Find every line with the word "this" and give their count, nothing else.
------
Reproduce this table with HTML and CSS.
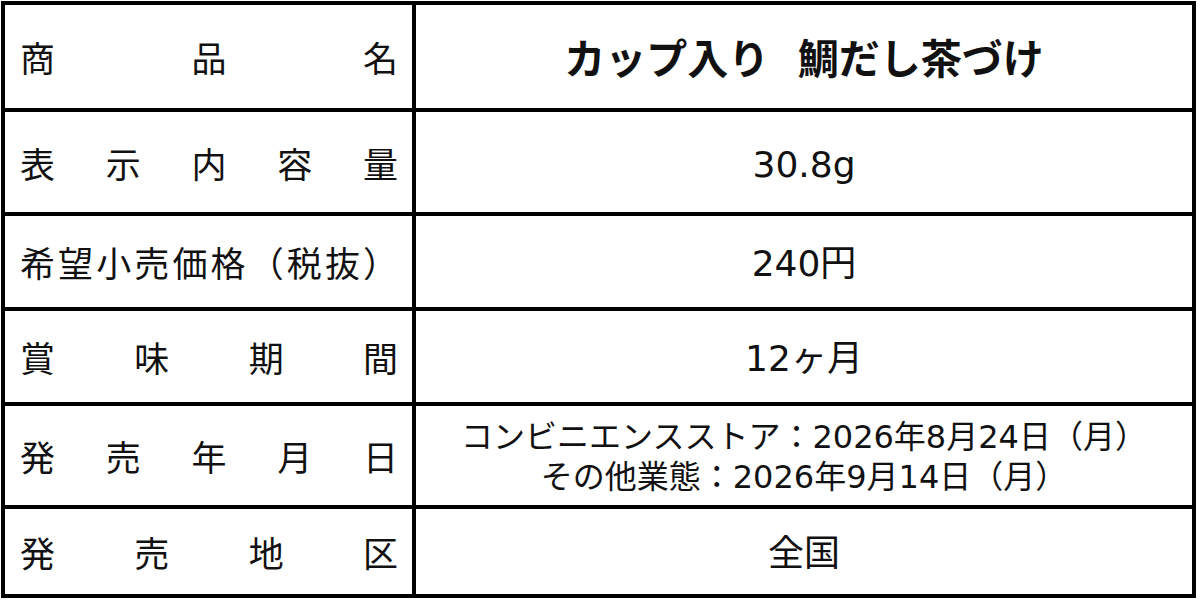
FILE: index.html
```html
<!DOCTYPE html>
<html lang="ja">
<head>
<meta charset="utf-8">
<link rel="stylesheet" href="styles.css">
</head>
<body>
<div class="sheet">
  <div class="label"><span>商</span><span>品</span><span>名</span></div>
  <div class="value title">カップ入り  鯛だし茶づけ</div>

  <div class="label"><span>表</span><span>示</span><span>内</span><span>容</span><span>量</span></div>
  <div class="value">30.8g</div>

  <div class="label"><span>希</span><span>望</span><span>小</span><span>売</span><span>価</span><span>格</span><span>（</span><span>税</span><span>抜</span><span>）</span></div>
  <div class="value">240円</div>

  <div class="label"><span>賞</span><span>味</span><span>期</span><span>間</span></div>
  <div class="value">12ヶ月</div>

  <div class="label"><span>発</span><span>売</span><span>年</span><span>月</span><span>日</span></div>
  <div class="value dates"><div>コンビニエンスストア：2026年8月24日（月）</div><div>その他業態：2026年9月14日（月）</div></div>

  <div class="label"><span>発</span><span>売</span><span>地</span><span>区</span></div>
  <div class="value">全国</div>
</div>
</body>
</html>
```

FILE: styles.css
```css
html, body {
  margin: 0;
  padding: 0;
  background: #fff;
}
body {
  font-family: "DejaVu Sans", "Noto Sans CJK JP", sans-serif;
  color: #111;
}
.sheet {
  margin: 1px 0 0 1px;
  width: 1195px;
  box-sizing: border-box;
  display: grid;
  grid-template-columns: 407px 776px;
  grid-template-rows: 103px 100px 91px 91px 99px 85px;
  gap: 4px;
  padding: 4px;
  background: #000;
}
.label, .value {
  background: #fff;
  display: flex;
  align-items: center;
}
.label {
  justify-content: space-between;
  padding: 0 14px 0 15px;
  font-family: "Noto Sans CJK JP", sans-serif;
  font-size: 35px;
  line-height: 1;
}
.value {
  justify-content: center;
  padding-top: 5px;
  font-size: 36px;
  line-height: 1;
  white-space: pre;
}
.title {
  padding-top: 8px;
  font-weight: 700;
  font-size: 41px;
}
.dates {
  flex-direction: column;
  padding-top: 2px;
  font-size: 32px;
  line-height: 40px;
}
```
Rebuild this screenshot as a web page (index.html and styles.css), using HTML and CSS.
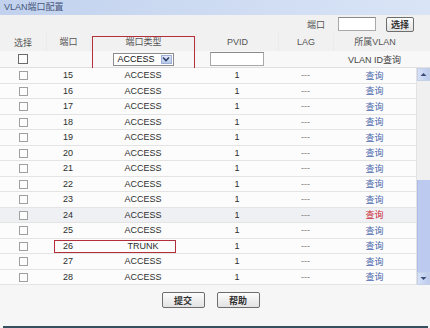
FILE: index.html
```html
<!DOCTYPE html>
<html>
<head>
    <meta charset="utf-8">
    <title>VLAN端口配置</title>
    <link rel="stylesheet" href="styles.css">
</head>
<body>
<div class="panel">
    <div class="title">VLAN端口配置</div>

    <div class="toolbar">
        <span class="label">端口</span>
        <span class="textbox port-box"></span>
        <span class="btn btn-pick">选择</span>
    </div>

    <div class="head-wrap">
        <div class="grid head">
            <div>选择</div>
            <div>端口</div>
            <div>端口类型</div>
            <div>PVID</div>
            <div>LAG</div>
            <div>所属VLAN</div>
        </div>
        <div class="grid filter">
            <div><span class="check check-dark"></span></div>
            <div></div>
            <div>
                <span class="select">
                    <span class="select-text">ACCESS</span>
                    <span class="select-arrow">
                        <svg width="8" height="6" viewBox="0 0 8 6"><path d="M1 1.5 L4 4.5 L7 1.5" fill="none" stroke="#2c3e6a" stroke-width="1.6"/></svg>
                    </span>
                </span>
            </div>
            <div><span class="textbox pvid-box"></span></div>
            <div></div>
            <div class="vlan-query">VLAN ID查询</div>
        </div>
        <span class="mark mark-type"></span>
    </div>

    <div class="body">
        <div class="rows" id="rows"></div>
        <div class="scrollbar">
            <div class="sb-btn">
                <svg width="7" height="5" viewBox="0 0 7 5"><path d="M0.5 4 L3.5 1 L6.5 4 Z" fill="#3a4c78"/></svg>
            </div>
            <div class="sb-track"><div class="sb-thumb"></div></div>
            <div class="sb-btn">
                <svg width="7" height="5" viewBox="0 0 7 5"><path d="M0.5 1 L3.5 4 L6.5 1 Z" fill="#3a4c78"/></svg>
            </div>
        </div>
    </div>

    <div class="actions">
        <span class="btn btn-big">提交</span>
        <span class="btn btn-big">帮助</span>
    </div>
    <div class="footline"></div>
</div>

<script>
    // ports 15..28 visible in the list
    const rows = document.getElementById('rows');
    for (let port = 15; port <= 28; port++) {
        const row = document.createElement('div');
        row.className = 'grid row';
        if (port === 24) row.className += ' row-hover';
        const type = port === 26 ? 'TRUNK' : 'ACCESS';
        row.innerHTML =
            '<div><span class="check"></span></div>' +
            '<div>' + port + '</div>' +
            '<div>' + type + '</div>' +
            '<div>1</div>' +
            '<div class="lag">---</div>' +
            '<div class="query">查询</div>';
        if (port === 26) {
            const mark = document.createElement('span');
            mark.className = 'mark mark-row';
            row.appendChild(mark);
        }
        rows.appendChild(row);
    }
</script>
</body>
</html>
```

FILE: styles.css
```css
body {
    margin: 0;
    padding: 0;
    background-color: #fff;
    font-family: "Liberation Sans", "Noto Sans CJK SC", sans-serif;
    font-size: 9px;
    color: #333;
}
.panel {
    width: 430px;
    height: 328px;
    background-color: #f6f6f6;
}
.title {
    height: 15px;
    line-height: 15px;
    padding-left: 4px;
    color: #44567c;
    background: linear-gradient(to right, #c2d2ee, #d9e4f6);
}
.toolbar {
    height: 18px;
    display: flex;
    align-items: center;
    justify-content: flex-end;
    padding-right: 16px;
    background-color: #f1f1f1;
    color: #555;
}
.label {
    margin-right: 13px;
}
.textbox {
    display: inline-block;
    box-sizing: border-box;
    background-color: #fff;
    border: 1px solid #a8a8a8;
    border-top-color: #8a8a8a;
}
.port-box {
    width: 38px;
    height: 14px;
    margin-right: 10px;
}
.btn {
    display: inline-flex;
    align-items: center;
    justify-content: center;
    box-sizing: border-box;
    border: 1px solid #6d6d6d;
    border-radius: 2px;
    background: linear-gradient(#fdfdfd, #e2e2e2);
    color: #333;
    font-weight: bold;
}
.btn-pick {
    width: 28px;
    height: 15px;
}
.head-wrap {
    position: relative;
}
.grid {
    display: grid;
    grid-template-columns: 46px 44px 106px 82px 55px 83px;
    align-items: center;
    text-align: center;
}
.head {
    height: 18px;
    background-color: #f1f1f1;
    color: #555;
}
.head > div + div {
    border-left: 1px solid #ebebeb;
    line-height: 18px;
}
.filter {
    height: 17px;
    background-color: #f8f8f8;
    border-bottom: 1px solid #e0e0e0;
    box-sizing: border-box;
}
.filter > div {
    display: flex;
    justify-content: center;
    align-items: center;
}
.check {
    display: inline-block;
    width: 9px;
    height: 9px;
    box-sizing: border-box;
    border: 1px solid #a0a0a0;
    background-color: #fdfdfd;
    vertical-align: middle;
}
.check-dark {
    border-color: #6a6a6a;
    width: 10px;
    height: 10px;
}
.select {
    display: inline-flex;
    align-items: center;
    box-sizing: border-box;
    width: 61px;
    height: 13px;
    border: 1px solid #8c8c8c;
    background-color: #fff;
    color: #111;
}
.select-text {
    flex: 1;
    padding-left: 4px;
    text-align: left;
}
.select-arrow {
    width: 11px;
    height: 9px;
    margin-right: 1px;
    display: flex;
    align-items: center;
    justify-content: center;
    background: linear-gradient(#dfe8f8, #b9c9ea);
    border: 1px solid #9fb0d6;
    box-sizing: border-box;
}
.pvid-box {
    width: 54px;
    height: 14px;
}
.vlan-query {
    color: #444;
}
.mark {
    position: absolute;
    box-sizing: border-box;
    border: 1.5px solid #b3303a;
    pointer-events: none;
}
.mark-type {
    left: 92px;
    top: 3px;
    width: 103px;
    height: 34px;
}
.body {
    display: flex;
}
.rows {
    width: 416px;
}
.row {
    position: relative;
    height: 15.5px;
    box-sizing: border-box;
    border-bottom: 1px solid #e4e4e4;
    background-color: #fcfcfc;
    color: #2e2e2e;
}
.row-hover {
    background-color: #eef0f4;
}
.lag {
    color: #777;
}
.query {
    color: #4a68ac;
}
.row-hover .query {
    color: #cc2a3a;
}
.mark-row {
    left: 54px;
    top: 1px;
    width: 122px;
    height: 13px;
}
.scrollbar {
    width: 13px;
    display: flex;
    flex-direction: column;
    background-color: #f0f0f0;
    border-left: 1px solid #e2e2e2;
}
.sb-btn {
    height: 13px;
    display: flex;
    align-items: center;
    justify-content: center;
    background: linear-gradient(to right, #d6e0f6, #bccbec);
    box-sizing: border-box;
    border: 1px solid #c4cfe8;
}
.sb-track {
    flex: 1;
    display: flex;
    flex-direction: column;
    justify-content: flex-end;
}
.sb-thumb {
    height: 92px;
    background-color: #bccaf0;
    border-left: 1px solid #aebde6;
}
.actions {
    height: 41px;
    box-sizing: border-box;
    padding-top: 7px;
    padding-right: 9px;
    display: flex;
    justify-content: center;
    align-items: flex-start;
    gap: 12px;
}
.btn-big {
    width: 43px;
    height: 16px;
}
.footline {
    margin: 0 2px 0 3px;
    height: 2px;
    background-color: #34505e;
}
```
------
» **Problem solution**:
2